Exactly as written, retype the listing below, omitting the pictures.

┌──

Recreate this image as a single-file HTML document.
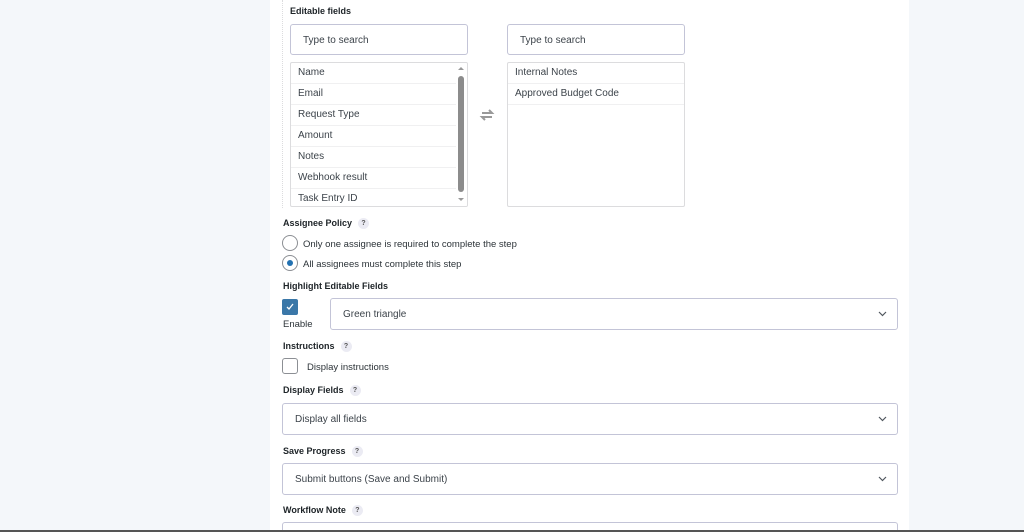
<!DOCTYPE html>
<html><head><meta charset="utf-8"><style>
*{box-sizing:border-box;margin:0;padding:0}
html{overflow:hidden;height:532px}
body{width:1024px;height:532px;overflow:hidden;background:#f4f7fa;font-family:"Liberation Sans",sans-serif;color:#3c434a;position:relative}
.panel{position:absolute;left:270px;top:0;width:639px;height:532px;background:#fff}
.abs{position:absolute}
.lbl{position:absolute;font-size:9px;font-weight:bold;color:#1d2327}
.q{display:inline-block;width:11px;height:11px;border-radius:50%;background:#ebebf3;font-size:7px;text-align:center;line-height:11px;margin-left:6px;color:#555;vertical-align:1px}
.inp{position:absolute;border:1px solid #c3c4d7;border-radius:3px;background:#fff;font-size:10px;color:#3c434a}
.list{position:absolute;border:1px solid #dcdcde;border-radius:2px;background:#fff;overflow:hidden}
.item{height:21px;line-height:20px;padding-left:7px;font-size:10px;border-bottom:1px solid #f0f0f1;color:#3c434a}
.sel{padding-left:12px;line-height:31px}
.chev{position:absolute;right:10px;top:50%;margin-top:-3px}
.t{position:absolute;font-size:9.5px;color:#2c3338}
</style></head><body>
<div class="panel"></div>
<div class="abs" style="left:282px;top:0;height:208px;border-left:1px dotted #dcdcde"></div>
<div class="lbl" style="left:290px;top:6px">Editable fields</div>
<div class="inp" style="left:290px;top:24px;width:178px;height:31px;padding-left:12px;line-height:31px">Type to search</div>
<div class="inp" style="left:507px;top:24px;width:178px;height:31px;padding-left:12px;line-height:31px">Type to search</div>
<div class="list" style="left:290px;top:62px;width:178px;height:145px">
<div class="item">Name</div><div class="item">Email</div><div class="item">Request Type</div><div class="item">Amount</div><div class="item">Notes</div><div class="item">Webhook result</div><div class="item">Task Entry ID</div>
<div class="abs" style="right:0;top:0;width:11px;height:145px;background:#fff"></div>
<div class="abs" style="right:3px;top:4px;width:0;height:0;border-left:3px solid transparent;border-right:3px solid transparent;border-bottom:3px solid #999"></div>
<div class="abs" style="right:3px;top:13px;width:6px;height:116px;background:#8c8c8c;border-radius:3px"></div>
<div class="abs" style="right:3px;top:135px;width:0;height:0;border-left:3px solid transparent;border-right:3px solid transparent;border-top:3px solid #999"></div>
</div>
<svg class="abs" style="left:479px;top:109px" width="16" height="12" viewBox="0 0 16 12"><path d="M3 4h10l-3-3M13 8H3l3 3" stroke="#999" stroke-width="2" fill="none"/></svg>
<div class="list" style="left:507px;top:62px;width:178px;height:145px">
<div class="item">Internal Notes</div><div class="item">Approved Budget Code</div>
</div>

<div class="lbl" style="left:283px;top:218px">Assignee Policy<span class="q">?</span></div>
<div class="abs" style="left:282px;top:235px;width:16px;height:16px;border:1px solid #8c8f94;border-radius:50%"></div>
<div class="t" style="left:303px;top:239px">Only one assignee is required to complete the step</div>
<div class="abs" style="left:282px;top:255px;width:16px;height:16px;border:1px solid #8c8f94;border-radius:50%"></div>
<div class="abs" style="left:287px;top:260px;width:6px;height:6px;background:#2271b1;border-radius:50%"></div>
<div class="t" style="left:303px;top:259px">All assignees must complete this step</div>

<div class="lbl" style="left:283px;top:281px">Highlight Editable Fields</div>
<div class="abs" style="left:282px;top:299px;width:16px;height:16px;background:#3a77a8;border-radius:2px"></div>
<svg class="abs" style="left:285px;top:302px" width="10" height="10"><path d="M2 5l2 2 4-5" stroke="#fff" stroke-width="1.3" fill="none"/></svg>
<div class="t" style="left:283px;top:319px">Enable</div>
<div class="inp sel" style="left:330px;top:298px;width:568px;height:32px">Green triangle<svg class="chev" width="9" height="6"><path d="M1 1l3.5 3.5L8 1" stroke="#50575e" stroke-width="1.2" fill="none"/></svg></div>

<div class="lbl" style="left:283px;top:341px">Instructions<span class="q">?</span></div>
<div class="abs" style="left:282px;top:358px;width:16px;height:16px;border:1px solid #8c8f94;border-radius:3px"></div>
<div class="t" style="left:307px;top:362px">Display instructions</div>

<div class="lbl" style="left:283px;top:385px">Display Fields<span class="q">?</span></div>
<div class="inp sel" style="left:282px;top:403px;width:616px;height:32px">Display all fields<svg class="chev" width="9" height="6"><path d="M1 1l3.5 3.5L8 1" stroke="#50575e" stroke-width="1.2" fill="none"/></svg></div>

<div class="lbl" style="left:283px;top:446px">Save Progress<span class="q">?</span></div>
<div class="inp sel" style="left:282px;top:463px;width:616px;height:32px">Submit buttons (Save and Submit)<svg class="chev" width="9" height="6"><path d="M1 1l3.5 3.5L8 1" stroke="#50575e" stroke-width="1.2" fill="none"/></svg></div>

<div class="lbl" style="left:283px;top:505px">Workflow Note<span class="q">?</span></div>
<div class="inp" style="left:282px;top:522px;width:616px;height:8px;border-bottom:none;border-radius:3px 3px 0 0"></div>
<div class="abs" style="left:0;top:530px;width:1024px;height:2px;background:#555"></div>
</body></html>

└──

→ FULL ANSWER:
Recreate this image as a single-file HTML document.
<!DOCTYPE html>
<html><head><meta charset="utf-8"><style>
*{box-sizing:border-box;margin:0;padding:0}
html{overflow:hidden;height:532px}
body{width:1024px;height:532px;overflow:hidden;background:#f4f7fa;font-family:"Liberation Sans",sans-serif;color:#3c434a;position:relative}
.panel{position:absolute;left:270px;top:0;width:639px;height:532px;background:#fff}
.abs{position:absolute}
.lbl{position:absolute;font-size:9px;font-weight:bold;color:#1d2327}
.q{display:inline-block;width:11px;height:11px;border-radius:50%;background:#ebebf3;font-size:7px;text-align:center;line-height:11px;margin-left:6px;color:#555;vertical-align:1px}
.inp{position:absolute;border:1px solid #c3c4d7;border-radius:3px;background:#fff;font-size:10px;color:#3c434a}
.list{position:absolute;border:1px solid #dcdcde;border-radius:2px;background:#fff;overflow:hidden}
.item{height:21px;line-height:20px;padding-left:7px;font-size:10px;border-bottom:1px solid #f0f0f1;color:#3c434a}
.sel{padding-left:12px;line-height:31px}
.chev{position:absolute;right:10px;top:50%;margin-top:-3px}
.t{position:absolute;font-size:9.5px;color:#2c3338}
</style></head><body>
<div class="panel"></div>
<div class="abs" style="left:282px;top:0;height:208px;border-left:1px dotted #dcdcde"></div>
<div class="lbl" style="left:290px;top:6px">Editable fields</div>
<div class="inp" style="left:290px;top:24px;width:178px;height:31px;padding-left:12px;line-height:31px">Type to search</div>
<div class="inp" style="left:507px;top:24px;width:178px;height:31px;padding-left:12px;line-height:31px">Type to search</div>
<div class="list" style="left:290px;top:62px;width:178px;height:145px">
<div class="item">Name</div><div class="item">Email</div><div class="item">Request Type</div><div class="item">Amount</div><div class="item">Notes</div><div class="item">Webhook result</div><div class="item">Task Entry ID</div>
<div class="abs" style="right:0;top:0;width:11px;height:145px;background:#fff"></div>
<div class="abs" style="right:3px;top:4px;width:0;height:0;border-left:3px solid transparent;border-right:3px solid transparent;border-bottom:3px solid #999"></div>
<div class="abs" style="right:3px;top:13px;width:6px;height:116px;background:#8c8c8c;border-radius:3px"></div>
<div class="abs" style="right:3px;top:135px;width:0;height:0;border-left:3px solid transparent;border-right:3px solid transparent;border-top:3px solid #999"></div>
</div>
<svg class="abs" style="left:479px;top:109px" width="16" height="12" viewBox="0 0 16 12"><path d="M3 4h10l-3-3M13 8H3l3 3" stroke="#999" stroke-width="2" fill="none"/></svg>
<div class="list" style="left:507px;top:62px;width:178px;height:145px">
<div class="item">Internal Notes</div><div class="item">Approved Budget Code</div>
</div>

<div class="lbl" style="left:283px;top:218px">Assignee Policy<span class="q">?</span></div>
<div class="abs" style="left:282px;top:235px;width:16px;height:16px;border:1px solid #8c8f94;border-radius:50%"></div>
<div class="t" style="left:303px;top:239px">Only one assignee is required to complete the step</div>
<div class="abs" style="left:282px;top:255px;width:16px;height:16px;border:1px solid #8c8f94;border-radius:50%"></div>
<div class="abs" style="left:287px;top:260px;width:6px;height:6px;background:#2271b1;border-radius:50%"></div>
<div class="t" style="left:303px;top:259px">All assignees must complete this step</div>

<div class="lbl" style="left:283px;top:281px">Highlight Editable Fields</div>
<div class="abs" style="left:282px;top:299px;width:16px;height:16px;background:#3a77a8;border-radius:2px"></div>
<svg class="abs" style="left:285px;top:302px" width="10" height="10"><path d="M2 5l2 2 4-5" stroke="#fff" stroke-width="1.3" fill="none"/></svg>
<div class="t" style="left:283px;top:319px">Enable</div>
<div class="inp sel" style="left:330px;top:298px;width:568px;height:32px">Green triangle<svg class="chev" width="9" height="6"><path d="M1 1l3.5 3.5L8 1" stroke="#50575e" stroke-width="1.2" fill="none"/></svg></div>

<div class="lbl" style="left:283px;top:341px">Instructions<span class="q">?</span></div>
<div class="abs" style="left:282px;top:358px;width:16px;height:16px;border:1px solid #8c8f94;border-radius:3px"></div>
<div class="t" style="left:307px;top:362px">Display instructions</div>

<div class="lbl" style="left:283px;top:385px">Display Fields<span class="q">?</span></div>
<div class="inp sel" style="left:282px;top:403px;width:616px;height:32px">Display all fields<svg class="chev" width="9" height="6"><path d="M1 1l3.5 3.5L8 1" stroke="#50575e" stroke-width="1.2" fill="none"/></svg></div>

<div class="lbl" style="left:283px;top:446px">Save Progress<span class="q">?</span></div>
<div class="inp sel" style="left:282px;top:463px;width:616px;height:32px">Submit buttons (Save and Submit)<svg class="chev" width="9" height="6"><path d="M1 1l3.5 3.5L8 1" stroke="#50575e" stroke-width="1.2" fill="none"/></svg></div>

<div class="lbl" style="left:283px;top:505px">Workflow Note<span class="q">?</span></div>
<div class="inp" style="left:282px;top:522px;width:616px;height:8px;border-bottom:none;border-radius:3px 3px 0 0"></div>
<div class="abs" style="left:0;top:530px;width:1024px;height:2px;background:#555"></div>
</body></html>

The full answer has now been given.